The event covered topics such as ‘Embedding Precision Medicine in Healthcare: Time to Grasp the Nettle!’ and included perspectives from a patient point of view (by Dr Ian Banks, President, European Men’s Health Forum and Chair of the European CanCer Organisation Patient Advocacy Committee), viewpoints from the bio-industry outlined by Dr Virginia Acha, Executive Director Research, Medical and Innovation at the Association for British Pharmaceutical Industries, and the genetics perspective (from Dr Shane McKee, Consultant in Genetic Medicine, at Belfast City Hospital and the Principal Investigator of the Northern Ireland Genomics Centre).

A question and answer session was included in the session’s events, in order to bring about as much participation as possible among attendees.

Patient advocate Ian Banks said during the forum that: “Patients are more knowledgable than ever before, and also more demanding. They want to share in the decisions made about their own health. At the moment they are, in the main, being ill-served in this regard and there is an urgent need for better access to healthcare, better education of healthcare professionals in modern treatments and better incentives and regulation to get novel medicine to market much more quickly.”

Echoing this, EAPM’s Horgan stated that it is clear that as well as top-down regulation in important areas such as data protection, IVDs, clinical trials and more, a bottom-up process also needs to be employed to make the most of these burgeoning new healthcare opportunities for the benefit of all patients.

He added that the meeting was intended to be a two-way street (or “Giant’s Causeway”, appropriately) linking the European Union to Northern Ireland and Northern Ireland back to Europe.

On that note, Lawler said: “This is a vital ebb-and-flow process that is required at grassroots level in all Member States, and will represent an important step along the road to sharing best practices and deciding actions by consensus.”

Although Brussels-based – which helps to better engage with the European Commission, EU permanent representations and the European Parliament in the ‘Capital of Europe’ – EAPM aims to expand its work with the multi-stakeholder groups, and nations, that form its membership.

After this busy and successful gathering as Professor Mark Lawler outlined, now all eyes in Belfast in the sphere of personalised medicine are looking towards the planned EAPM Congress that the city will host next November, to be held after the Alliance’s fifth annual conference in Spring.

Provisionally titled  Personalising Health: A Global Imperative, each day of the congress will begin with a three-hour plenary session on a particular topic or topics. 
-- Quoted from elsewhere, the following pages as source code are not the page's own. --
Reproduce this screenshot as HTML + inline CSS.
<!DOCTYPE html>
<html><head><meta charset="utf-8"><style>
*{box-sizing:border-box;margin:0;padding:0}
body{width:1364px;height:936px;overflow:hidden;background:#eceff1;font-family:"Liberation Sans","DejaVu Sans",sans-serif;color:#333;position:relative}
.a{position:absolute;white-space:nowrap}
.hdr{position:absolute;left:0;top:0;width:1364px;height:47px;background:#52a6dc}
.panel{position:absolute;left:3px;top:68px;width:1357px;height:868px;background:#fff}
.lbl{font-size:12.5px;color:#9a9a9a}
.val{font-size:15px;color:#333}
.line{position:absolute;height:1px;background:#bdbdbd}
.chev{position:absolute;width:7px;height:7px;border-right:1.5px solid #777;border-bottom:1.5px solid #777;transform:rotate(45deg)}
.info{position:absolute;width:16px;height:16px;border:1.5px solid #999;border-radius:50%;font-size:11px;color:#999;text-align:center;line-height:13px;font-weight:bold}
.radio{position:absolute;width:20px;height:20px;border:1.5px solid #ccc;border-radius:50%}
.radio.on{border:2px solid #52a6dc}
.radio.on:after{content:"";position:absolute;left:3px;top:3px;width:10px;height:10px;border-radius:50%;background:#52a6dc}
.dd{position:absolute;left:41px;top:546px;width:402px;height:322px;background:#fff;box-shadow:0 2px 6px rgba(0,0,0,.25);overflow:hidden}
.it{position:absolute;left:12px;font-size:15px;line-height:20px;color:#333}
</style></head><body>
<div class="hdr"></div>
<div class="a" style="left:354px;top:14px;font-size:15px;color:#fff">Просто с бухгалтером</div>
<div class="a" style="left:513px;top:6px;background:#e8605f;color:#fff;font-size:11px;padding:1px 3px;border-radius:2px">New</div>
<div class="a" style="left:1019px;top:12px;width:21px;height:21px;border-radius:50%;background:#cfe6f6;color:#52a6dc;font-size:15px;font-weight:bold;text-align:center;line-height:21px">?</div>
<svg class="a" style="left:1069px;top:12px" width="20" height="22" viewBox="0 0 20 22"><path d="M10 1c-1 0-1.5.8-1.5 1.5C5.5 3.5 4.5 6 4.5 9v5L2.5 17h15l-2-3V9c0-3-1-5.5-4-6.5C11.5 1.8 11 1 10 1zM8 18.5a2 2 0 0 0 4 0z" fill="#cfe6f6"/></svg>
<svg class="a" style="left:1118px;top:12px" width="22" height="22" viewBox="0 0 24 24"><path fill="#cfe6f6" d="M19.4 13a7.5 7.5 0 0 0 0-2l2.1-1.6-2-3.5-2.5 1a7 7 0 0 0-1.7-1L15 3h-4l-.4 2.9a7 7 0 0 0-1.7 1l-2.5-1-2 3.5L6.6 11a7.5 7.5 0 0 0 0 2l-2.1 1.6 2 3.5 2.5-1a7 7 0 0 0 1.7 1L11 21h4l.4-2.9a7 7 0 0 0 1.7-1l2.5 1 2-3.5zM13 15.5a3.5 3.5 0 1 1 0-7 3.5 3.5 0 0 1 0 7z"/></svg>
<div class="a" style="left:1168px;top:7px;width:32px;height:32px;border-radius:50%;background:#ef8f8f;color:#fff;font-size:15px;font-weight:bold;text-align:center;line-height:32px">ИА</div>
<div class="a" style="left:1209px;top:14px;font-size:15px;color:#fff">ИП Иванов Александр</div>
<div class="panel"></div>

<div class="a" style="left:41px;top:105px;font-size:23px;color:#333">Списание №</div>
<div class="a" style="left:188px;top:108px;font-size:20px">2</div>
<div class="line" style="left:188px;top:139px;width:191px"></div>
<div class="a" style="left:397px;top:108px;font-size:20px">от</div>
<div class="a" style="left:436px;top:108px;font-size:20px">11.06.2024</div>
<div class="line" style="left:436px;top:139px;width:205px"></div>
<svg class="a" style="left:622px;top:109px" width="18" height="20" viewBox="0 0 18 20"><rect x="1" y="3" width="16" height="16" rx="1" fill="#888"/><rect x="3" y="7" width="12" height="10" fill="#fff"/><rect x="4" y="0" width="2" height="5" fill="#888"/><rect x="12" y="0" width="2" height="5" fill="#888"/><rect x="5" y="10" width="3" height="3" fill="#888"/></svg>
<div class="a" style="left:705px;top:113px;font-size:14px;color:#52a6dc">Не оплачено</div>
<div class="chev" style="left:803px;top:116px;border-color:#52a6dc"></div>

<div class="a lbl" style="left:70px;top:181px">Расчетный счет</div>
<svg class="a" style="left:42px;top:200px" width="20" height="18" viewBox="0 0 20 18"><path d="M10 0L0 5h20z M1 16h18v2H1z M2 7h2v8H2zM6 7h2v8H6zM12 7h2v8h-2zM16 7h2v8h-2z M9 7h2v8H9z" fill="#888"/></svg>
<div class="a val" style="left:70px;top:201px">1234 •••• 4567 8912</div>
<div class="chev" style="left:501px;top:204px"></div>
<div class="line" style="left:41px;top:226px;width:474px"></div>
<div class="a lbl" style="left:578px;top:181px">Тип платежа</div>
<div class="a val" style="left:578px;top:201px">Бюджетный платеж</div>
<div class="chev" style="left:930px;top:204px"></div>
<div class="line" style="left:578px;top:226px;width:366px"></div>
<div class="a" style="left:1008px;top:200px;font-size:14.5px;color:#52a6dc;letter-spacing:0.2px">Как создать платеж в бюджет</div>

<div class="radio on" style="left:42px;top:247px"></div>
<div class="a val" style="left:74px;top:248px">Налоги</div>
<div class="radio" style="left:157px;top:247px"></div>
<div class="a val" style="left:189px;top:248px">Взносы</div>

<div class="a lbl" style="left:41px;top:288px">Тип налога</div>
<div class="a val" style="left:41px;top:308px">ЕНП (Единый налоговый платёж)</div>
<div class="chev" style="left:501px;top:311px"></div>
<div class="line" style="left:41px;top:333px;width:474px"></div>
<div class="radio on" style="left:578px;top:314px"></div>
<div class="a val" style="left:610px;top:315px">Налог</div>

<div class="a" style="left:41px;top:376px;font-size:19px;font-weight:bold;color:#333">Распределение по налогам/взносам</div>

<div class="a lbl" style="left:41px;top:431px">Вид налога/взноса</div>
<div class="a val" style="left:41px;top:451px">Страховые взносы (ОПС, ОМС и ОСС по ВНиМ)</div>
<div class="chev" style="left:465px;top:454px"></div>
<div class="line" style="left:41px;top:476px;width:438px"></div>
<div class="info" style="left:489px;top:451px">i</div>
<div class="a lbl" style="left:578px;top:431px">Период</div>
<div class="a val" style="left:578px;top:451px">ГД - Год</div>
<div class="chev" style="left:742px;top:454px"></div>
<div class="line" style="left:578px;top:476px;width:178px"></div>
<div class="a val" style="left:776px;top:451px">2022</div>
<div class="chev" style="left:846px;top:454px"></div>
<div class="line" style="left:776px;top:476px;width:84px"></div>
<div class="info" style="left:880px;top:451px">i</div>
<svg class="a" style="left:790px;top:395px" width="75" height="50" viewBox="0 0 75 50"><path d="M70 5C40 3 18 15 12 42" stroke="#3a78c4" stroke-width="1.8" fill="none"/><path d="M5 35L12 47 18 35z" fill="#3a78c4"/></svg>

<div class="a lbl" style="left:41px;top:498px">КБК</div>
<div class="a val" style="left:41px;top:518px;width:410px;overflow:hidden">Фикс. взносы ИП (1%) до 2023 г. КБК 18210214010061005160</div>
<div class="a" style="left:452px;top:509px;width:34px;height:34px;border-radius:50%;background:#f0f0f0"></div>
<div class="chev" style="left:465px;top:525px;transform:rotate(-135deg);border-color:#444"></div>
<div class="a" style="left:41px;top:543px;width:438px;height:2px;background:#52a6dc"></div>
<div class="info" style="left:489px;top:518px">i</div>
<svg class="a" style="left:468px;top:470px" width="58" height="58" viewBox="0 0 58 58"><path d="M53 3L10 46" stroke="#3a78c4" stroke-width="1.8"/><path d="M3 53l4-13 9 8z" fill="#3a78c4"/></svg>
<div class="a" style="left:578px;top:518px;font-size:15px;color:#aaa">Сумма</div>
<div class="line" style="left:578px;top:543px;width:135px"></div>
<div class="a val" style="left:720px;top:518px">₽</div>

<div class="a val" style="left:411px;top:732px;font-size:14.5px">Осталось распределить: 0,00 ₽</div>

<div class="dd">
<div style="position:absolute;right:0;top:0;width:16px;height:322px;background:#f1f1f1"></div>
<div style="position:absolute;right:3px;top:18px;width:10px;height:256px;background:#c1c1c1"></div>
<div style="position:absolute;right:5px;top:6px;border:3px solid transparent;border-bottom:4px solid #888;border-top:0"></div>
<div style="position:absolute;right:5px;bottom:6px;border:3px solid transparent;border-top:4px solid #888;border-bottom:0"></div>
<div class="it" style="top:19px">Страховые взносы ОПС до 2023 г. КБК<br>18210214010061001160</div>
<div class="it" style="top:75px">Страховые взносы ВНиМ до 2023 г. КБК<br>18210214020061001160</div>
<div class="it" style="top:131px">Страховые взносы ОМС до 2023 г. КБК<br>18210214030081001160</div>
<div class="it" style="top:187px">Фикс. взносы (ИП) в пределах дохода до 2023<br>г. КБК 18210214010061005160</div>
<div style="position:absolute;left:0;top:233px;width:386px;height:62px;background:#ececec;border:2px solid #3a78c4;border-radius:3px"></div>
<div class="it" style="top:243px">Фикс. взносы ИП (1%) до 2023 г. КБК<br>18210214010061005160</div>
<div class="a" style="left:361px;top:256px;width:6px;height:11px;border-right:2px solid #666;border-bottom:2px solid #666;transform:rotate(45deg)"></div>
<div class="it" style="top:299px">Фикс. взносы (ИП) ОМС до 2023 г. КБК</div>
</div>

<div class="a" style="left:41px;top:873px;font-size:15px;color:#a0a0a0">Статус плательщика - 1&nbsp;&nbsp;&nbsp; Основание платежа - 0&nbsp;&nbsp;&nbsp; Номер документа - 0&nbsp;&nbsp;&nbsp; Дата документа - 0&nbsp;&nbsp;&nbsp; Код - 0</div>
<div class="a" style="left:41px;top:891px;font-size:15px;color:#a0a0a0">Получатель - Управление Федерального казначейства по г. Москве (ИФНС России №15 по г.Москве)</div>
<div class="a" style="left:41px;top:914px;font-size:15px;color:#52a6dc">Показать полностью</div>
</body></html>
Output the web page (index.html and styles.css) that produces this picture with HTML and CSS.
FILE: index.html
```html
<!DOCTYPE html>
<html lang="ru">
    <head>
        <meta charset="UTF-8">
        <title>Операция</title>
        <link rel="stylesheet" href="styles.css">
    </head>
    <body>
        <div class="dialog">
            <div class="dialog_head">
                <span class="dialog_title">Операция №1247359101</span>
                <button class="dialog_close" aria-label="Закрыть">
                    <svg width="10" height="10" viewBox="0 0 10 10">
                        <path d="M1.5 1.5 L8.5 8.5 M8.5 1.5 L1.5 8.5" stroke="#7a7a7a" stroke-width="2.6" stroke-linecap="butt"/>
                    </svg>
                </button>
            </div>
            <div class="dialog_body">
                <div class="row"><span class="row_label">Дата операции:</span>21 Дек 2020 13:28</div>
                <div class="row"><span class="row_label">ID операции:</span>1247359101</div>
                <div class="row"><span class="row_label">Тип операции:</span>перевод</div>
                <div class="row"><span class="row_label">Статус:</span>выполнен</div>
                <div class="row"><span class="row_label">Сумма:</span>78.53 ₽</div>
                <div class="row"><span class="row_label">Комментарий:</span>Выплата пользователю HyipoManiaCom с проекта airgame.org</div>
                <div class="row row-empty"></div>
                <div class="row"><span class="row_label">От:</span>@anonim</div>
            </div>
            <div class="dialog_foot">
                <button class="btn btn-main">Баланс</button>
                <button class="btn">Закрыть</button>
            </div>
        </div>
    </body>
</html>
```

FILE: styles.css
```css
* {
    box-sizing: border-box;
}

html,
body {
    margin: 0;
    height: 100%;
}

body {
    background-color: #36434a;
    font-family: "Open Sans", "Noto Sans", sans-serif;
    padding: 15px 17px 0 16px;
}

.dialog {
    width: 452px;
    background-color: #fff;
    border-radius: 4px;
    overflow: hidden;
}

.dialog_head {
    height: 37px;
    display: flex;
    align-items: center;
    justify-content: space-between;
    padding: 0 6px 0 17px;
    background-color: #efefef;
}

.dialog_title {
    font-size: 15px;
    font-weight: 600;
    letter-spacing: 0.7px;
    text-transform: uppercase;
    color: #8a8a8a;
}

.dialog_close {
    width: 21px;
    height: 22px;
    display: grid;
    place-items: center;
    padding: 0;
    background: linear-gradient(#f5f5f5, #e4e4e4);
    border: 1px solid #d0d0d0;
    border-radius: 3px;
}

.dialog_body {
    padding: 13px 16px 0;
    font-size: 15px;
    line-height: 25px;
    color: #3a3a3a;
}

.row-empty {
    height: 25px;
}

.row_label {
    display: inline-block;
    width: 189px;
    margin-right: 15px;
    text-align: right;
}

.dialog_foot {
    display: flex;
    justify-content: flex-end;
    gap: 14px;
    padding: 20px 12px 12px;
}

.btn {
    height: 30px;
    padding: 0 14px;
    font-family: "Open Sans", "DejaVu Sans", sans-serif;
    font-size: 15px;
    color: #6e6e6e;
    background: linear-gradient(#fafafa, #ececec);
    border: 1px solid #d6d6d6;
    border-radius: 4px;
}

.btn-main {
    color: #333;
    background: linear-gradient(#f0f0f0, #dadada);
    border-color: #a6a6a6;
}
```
The congress will then break into various symposia on a daily basis which will act as think-tanks, with a last 90-minute plenary in the main hall during which selected think-tanks will report briefly and a Q&A will ensue.

Organisations will be invited to hold their own side meetings/roundtables and industry sponsored sessions in dedicated rooms, while an exhibition hall will also be on site with a view to showcasing the latest developments in technology that are being brought to the personalised medicine arena.

Said Horgan: “Our annual conferences to date have all been hugely successful and have produced demonstrably effective results. The proposed congress will take matters to a whole new level, being held over a longer period and engaging even more stakeholders.”